───── Dataset extract
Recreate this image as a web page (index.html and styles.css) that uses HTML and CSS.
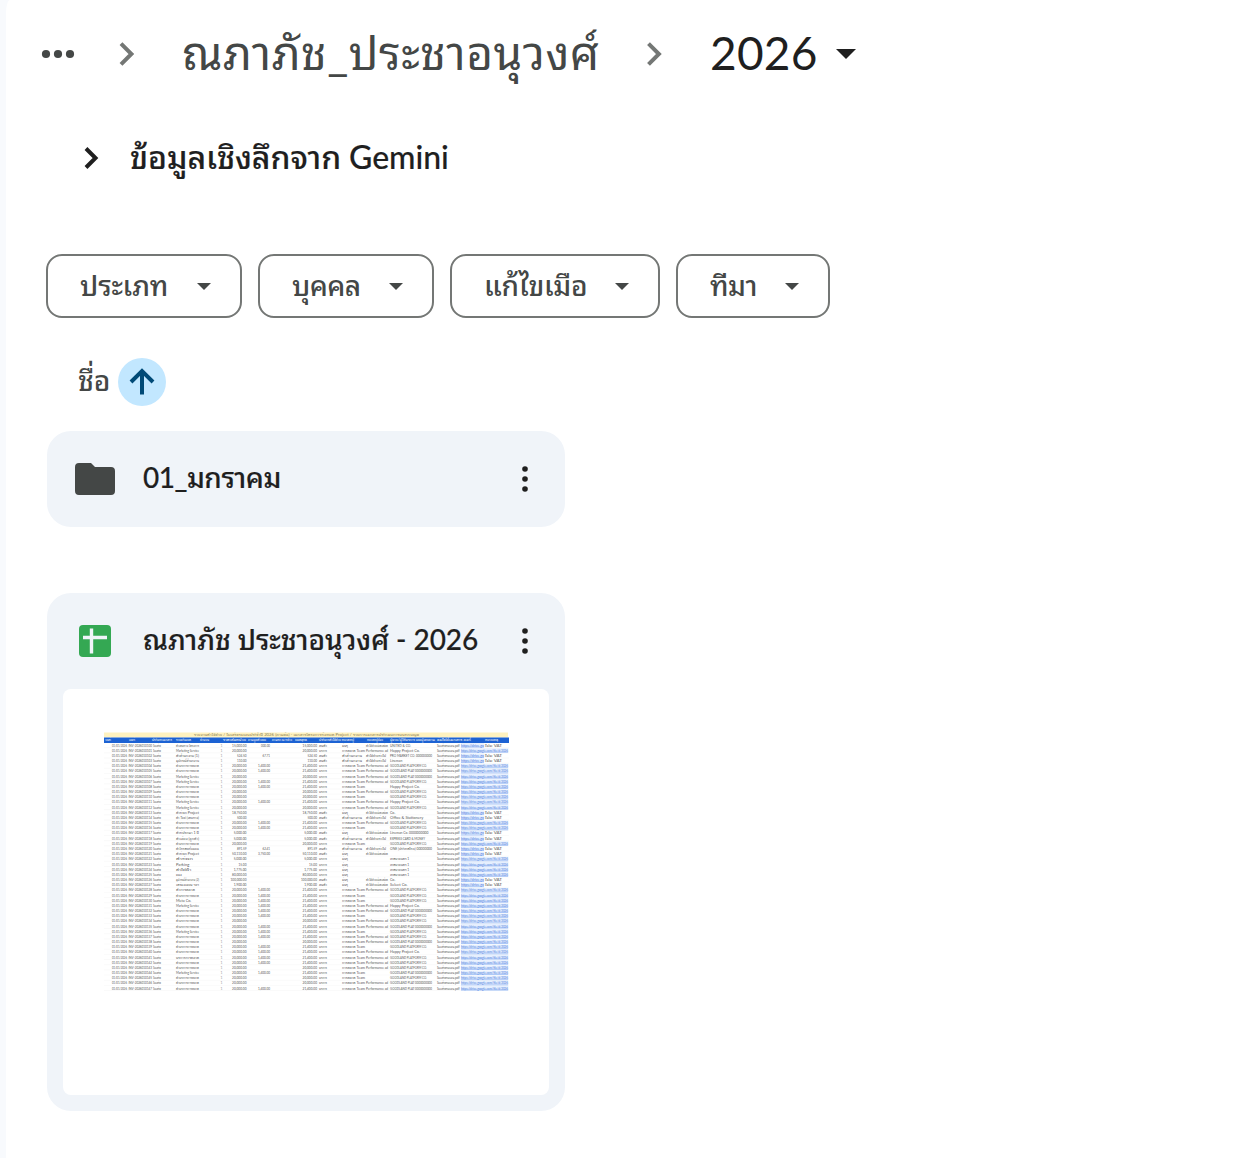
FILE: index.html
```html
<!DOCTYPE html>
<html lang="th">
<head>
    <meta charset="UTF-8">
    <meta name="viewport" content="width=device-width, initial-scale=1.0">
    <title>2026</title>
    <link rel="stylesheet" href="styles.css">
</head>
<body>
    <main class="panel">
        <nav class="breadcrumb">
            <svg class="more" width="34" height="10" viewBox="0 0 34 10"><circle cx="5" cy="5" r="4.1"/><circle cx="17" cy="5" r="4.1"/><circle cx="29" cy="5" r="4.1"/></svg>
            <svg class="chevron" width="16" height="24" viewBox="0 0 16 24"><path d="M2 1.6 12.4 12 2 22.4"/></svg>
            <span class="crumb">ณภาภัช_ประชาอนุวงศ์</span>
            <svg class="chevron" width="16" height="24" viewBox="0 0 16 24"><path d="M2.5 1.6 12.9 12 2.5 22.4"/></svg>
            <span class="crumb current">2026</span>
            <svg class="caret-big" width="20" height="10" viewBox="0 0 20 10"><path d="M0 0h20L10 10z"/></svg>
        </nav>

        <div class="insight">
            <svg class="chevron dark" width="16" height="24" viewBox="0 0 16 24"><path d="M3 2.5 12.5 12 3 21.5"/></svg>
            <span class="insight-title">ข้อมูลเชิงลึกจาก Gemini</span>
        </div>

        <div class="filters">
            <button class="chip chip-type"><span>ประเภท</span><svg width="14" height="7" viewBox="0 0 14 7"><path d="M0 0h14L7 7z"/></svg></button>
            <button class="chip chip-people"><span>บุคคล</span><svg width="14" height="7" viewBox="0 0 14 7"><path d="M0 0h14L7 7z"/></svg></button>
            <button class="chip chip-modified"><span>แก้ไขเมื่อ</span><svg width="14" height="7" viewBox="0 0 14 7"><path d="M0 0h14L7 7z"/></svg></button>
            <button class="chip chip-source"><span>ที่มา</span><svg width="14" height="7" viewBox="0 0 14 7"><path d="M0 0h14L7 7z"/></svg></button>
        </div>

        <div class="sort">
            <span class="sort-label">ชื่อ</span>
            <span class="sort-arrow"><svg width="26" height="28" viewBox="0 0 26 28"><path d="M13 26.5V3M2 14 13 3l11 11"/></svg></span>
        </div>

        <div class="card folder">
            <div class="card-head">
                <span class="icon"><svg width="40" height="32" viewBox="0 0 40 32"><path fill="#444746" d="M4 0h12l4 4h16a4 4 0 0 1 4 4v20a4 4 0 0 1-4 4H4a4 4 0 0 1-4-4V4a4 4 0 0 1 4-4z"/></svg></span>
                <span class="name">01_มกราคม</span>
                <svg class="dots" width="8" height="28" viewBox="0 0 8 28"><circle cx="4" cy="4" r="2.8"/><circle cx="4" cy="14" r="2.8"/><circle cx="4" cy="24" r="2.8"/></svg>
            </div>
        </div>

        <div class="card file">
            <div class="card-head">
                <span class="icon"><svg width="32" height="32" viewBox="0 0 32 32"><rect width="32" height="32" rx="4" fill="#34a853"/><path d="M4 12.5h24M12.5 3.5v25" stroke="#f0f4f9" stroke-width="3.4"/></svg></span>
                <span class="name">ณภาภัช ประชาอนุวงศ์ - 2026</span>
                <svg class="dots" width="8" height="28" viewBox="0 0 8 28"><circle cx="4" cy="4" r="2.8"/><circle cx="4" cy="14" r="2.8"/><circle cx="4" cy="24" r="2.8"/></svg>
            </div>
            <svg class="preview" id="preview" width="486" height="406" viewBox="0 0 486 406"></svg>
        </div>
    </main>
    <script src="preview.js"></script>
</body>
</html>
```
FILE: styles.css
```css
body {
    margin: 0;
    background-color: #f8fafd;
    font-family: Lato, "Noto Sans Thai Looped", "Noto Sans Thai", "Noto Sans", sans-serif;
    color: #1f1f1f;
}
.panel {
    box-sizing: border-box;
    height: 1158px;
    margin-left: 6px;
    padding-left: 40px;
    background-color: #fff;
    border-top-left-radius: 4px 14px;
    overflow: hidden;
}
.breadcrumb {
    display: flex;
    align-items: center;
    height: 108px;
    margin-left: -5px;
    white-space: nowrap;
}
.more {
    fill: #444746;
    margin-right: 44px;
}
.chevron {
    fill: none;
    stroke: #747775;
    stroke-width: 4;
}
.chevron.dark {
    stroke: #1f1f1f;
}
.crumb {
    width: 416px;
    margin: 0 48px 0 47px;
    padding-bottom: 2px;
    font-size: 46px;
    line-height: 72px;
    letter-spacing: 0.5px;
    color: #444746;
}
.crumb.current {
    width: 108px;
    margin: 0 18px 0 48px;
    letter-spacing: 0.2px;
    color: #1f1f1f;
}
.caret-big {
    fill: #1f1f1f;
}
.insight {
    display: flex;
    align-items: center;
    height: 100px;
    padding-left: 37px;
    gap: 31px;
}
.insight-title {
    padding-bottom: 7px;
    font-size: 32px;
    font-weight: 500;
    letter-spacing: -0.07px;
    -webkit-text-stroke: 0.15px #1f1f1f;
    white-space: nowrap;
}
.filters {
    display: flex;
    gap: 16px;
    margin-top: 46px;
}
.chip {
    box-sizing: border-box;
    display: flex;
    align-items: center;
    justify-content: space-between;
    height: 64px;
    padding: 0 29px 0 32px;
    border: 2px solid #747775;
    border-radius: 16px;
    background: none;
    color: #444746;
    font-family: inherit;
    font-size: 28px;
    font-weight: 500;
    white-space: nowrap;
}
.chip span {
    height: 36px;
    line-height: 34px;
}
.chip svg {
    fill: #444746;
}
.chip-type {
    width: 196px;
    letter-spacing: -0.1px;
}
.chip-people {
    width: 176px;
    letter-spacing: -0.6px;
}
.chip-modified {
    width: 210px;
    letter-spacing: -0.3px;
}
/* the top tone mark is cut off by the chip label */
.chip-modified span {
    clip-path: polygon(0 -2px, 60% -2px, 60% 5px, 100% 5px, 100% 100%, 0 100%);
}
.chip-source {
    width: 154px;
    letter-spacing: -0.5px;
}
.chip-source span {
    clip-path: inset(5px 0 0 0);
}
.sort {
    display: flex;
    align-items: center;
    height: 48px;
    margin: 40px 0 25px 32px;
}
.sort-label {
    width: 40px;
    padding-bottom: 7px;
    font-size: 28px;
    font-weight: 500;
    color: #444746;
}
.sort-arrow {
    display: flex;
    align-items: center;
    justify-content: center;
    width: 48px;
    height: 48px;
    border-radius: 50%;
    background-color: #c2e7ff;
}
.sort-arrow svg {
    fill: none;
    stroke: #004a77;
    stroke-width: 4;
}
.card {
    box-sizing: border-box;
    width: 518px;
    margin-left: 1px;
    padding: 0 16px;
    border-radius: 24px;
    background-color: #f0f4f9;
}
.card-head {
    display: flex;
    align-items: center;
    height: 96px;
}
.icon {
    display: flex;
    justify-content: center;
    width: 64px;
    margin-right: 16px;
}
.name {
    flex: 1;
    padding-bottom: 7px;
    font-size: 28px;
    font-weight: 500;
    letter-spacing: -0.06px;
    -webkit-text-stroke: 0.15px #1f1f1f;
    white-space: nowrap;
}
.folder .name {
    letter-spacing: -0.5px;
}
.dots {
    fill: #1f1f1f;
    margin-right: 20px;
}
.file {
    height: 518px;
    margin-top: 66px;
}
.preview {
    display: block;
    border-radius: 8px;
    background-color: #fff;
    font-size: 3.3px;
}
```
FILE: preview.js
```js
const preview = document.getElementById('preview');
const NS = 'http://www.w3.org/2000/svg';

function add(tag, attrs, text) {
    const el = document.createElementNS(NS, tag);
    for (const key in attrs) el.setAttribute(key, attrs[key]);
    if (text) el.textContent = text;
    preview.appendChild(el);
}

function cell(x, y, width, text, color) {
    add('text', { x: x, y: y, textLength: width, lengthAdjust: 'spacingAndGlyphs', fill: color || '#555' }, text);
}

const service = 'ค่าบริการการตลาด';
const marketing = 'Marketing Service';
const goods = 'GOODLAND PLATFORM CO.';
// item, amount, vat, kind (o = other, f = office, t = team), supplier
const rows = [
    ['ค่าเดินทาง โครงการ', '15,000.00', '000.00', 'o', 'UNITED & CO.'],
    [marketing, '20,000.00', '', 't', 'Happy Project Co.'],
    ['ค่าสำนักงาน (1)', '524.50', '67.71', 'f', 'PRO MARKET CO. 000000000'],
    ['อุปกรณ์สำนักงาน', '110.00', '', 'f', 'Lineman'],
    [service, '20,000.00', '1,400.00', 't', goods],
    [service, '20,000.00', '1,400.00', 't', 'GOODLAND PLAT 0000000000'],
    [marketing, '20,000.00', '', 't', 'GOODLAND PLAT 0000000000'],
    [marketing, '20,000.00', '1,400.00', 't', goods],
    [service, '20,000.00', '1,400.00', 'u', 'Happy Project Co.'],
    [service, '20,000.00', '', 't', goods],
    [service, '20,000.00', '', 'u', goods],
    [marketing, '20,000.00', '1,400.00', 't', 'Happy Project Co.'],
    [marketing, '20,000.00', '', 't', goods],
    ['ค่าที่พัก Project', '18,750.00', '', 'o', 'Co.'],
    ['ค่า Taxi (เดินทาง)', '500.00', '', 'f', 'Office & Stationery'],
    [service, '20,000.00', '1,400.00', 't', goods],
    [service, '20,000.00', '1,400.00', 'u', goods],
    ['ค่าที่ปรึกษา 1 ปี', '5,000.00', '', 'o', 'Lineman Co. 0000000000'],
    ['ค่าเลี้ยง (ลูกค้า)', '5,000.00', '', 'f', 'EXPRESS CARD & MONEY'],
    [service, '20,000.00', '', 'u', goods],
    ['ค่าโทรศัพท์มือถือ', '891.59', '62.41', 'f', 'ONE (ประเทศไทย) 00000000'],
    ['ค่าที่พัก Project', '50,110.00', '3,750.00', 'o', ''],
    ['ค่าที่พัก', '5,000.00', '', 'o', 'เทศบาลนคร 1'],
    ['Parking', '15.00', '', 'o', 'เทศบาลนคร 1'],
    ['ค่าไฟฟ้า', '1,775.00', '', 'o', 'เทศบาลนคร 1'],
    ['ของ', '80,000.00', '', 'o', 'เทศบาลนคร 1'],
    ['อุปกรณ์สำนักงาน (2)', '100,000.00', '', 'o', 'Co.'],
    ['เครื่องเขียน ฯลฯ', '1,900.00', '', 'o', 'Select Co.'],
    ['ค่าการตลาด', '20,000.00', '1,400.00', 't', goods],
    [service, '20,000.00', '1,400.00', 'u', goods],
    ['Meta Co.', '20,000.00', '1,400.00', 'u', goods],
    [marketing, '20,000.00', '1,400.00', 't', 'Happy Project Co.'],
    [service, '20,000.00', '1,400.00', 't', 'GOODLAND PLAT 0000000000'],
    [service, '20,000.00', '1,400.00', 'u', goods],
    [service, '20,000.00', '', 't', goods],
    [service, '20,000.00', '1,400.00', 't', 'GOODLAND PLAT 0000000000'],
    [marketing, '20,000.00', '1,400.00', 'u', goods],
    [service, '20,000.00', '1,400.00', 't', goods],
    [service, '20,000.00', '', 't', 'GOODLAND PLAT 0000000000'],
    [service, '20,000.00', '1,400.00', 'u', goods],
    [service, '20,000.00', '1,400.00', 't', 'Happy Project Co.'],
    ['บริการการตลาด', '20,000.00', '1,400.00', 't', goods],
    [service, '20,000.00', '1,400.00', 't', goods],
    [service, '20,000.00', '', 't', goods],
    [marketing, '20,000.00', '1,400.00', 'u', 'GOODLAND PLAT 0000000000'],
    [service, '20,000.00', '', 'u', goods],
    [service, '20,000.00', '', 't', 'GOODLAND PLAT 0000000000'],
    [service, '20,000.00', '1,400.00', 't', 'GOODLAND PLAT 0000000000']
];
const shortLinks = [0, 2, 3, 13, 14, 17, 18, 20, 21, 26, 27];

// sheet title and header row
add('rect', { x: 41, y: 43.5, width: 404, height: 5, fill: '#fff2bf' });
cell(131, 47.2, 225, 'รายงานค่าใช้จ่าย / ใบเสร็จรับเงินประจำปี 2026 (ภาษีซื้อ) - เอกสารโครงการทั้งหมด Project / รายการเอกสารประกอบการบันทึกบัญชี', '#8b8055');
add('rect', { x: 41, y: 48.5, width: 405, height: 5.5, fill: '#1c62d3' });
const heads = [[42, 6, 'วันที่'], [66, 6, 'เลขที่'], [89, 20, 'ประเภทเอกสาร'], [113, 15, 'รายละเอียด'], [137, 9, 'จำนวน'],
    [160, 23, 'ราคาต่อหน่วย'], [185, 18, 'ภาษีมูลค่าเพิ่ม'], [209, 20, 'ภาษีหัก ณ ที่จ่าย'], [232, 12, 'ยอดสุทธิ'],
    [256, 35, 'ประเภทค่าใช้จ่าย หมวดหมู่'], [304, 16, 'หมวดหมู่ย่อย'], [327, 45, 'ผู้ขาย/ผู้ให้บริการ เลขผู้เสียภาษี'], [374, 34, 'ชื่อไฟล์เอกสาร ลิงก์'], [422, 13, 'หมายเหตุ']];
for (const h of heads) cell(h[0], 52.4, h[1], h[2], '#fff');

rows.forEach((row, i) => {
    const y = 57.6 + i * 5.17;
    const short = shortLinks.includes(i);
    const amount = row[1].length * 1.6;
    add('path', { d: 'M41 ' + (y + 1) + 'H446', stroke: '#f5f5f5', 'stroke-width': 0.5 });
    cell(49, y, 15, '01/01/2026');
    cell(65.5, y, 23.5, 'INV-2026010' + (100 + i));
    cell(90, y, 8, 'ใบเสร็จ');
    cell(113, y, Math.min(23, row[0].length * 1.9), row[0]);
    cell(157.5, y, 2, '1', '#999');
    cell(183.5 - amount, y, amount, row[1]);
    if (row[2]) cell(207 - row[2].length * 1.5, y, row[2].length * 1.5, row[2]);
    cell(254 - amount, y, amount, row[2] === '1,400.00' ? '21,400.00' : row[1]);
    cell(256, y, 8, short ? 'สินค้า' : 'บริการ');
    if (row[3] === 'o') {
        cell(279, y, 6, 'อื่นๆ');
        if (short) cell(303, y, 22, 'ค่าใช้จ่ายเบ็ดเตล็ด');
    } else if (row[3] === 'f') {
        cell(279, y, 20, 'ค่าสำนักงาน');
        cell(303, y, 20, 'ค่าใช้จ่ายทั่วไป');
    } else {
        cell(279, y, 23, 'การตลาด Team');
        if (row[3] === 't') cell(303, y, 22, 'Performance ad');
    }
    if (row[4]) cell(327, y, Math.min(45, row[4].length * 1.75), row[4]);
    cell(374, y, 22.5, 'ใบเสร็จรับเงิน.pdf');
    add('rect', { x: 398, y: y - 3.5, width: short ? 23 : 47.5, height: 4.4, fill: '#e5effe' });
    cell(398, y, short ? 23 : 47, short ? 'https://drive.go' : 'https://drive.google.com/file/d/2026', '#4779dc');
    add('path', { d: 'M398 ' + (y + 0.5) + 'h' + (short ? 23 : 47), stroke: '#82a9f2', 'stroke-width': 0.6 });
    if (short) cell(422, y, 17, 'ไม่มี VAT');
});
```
──────────
Search the data above for the string "styles" and return every line that has it.

■ Right answer:
Recreate this image as a web page (index.html and styles.css) that uses HTML and CSS.
    <link rel="stylesheet" href="styles.css">
FILE: styles.css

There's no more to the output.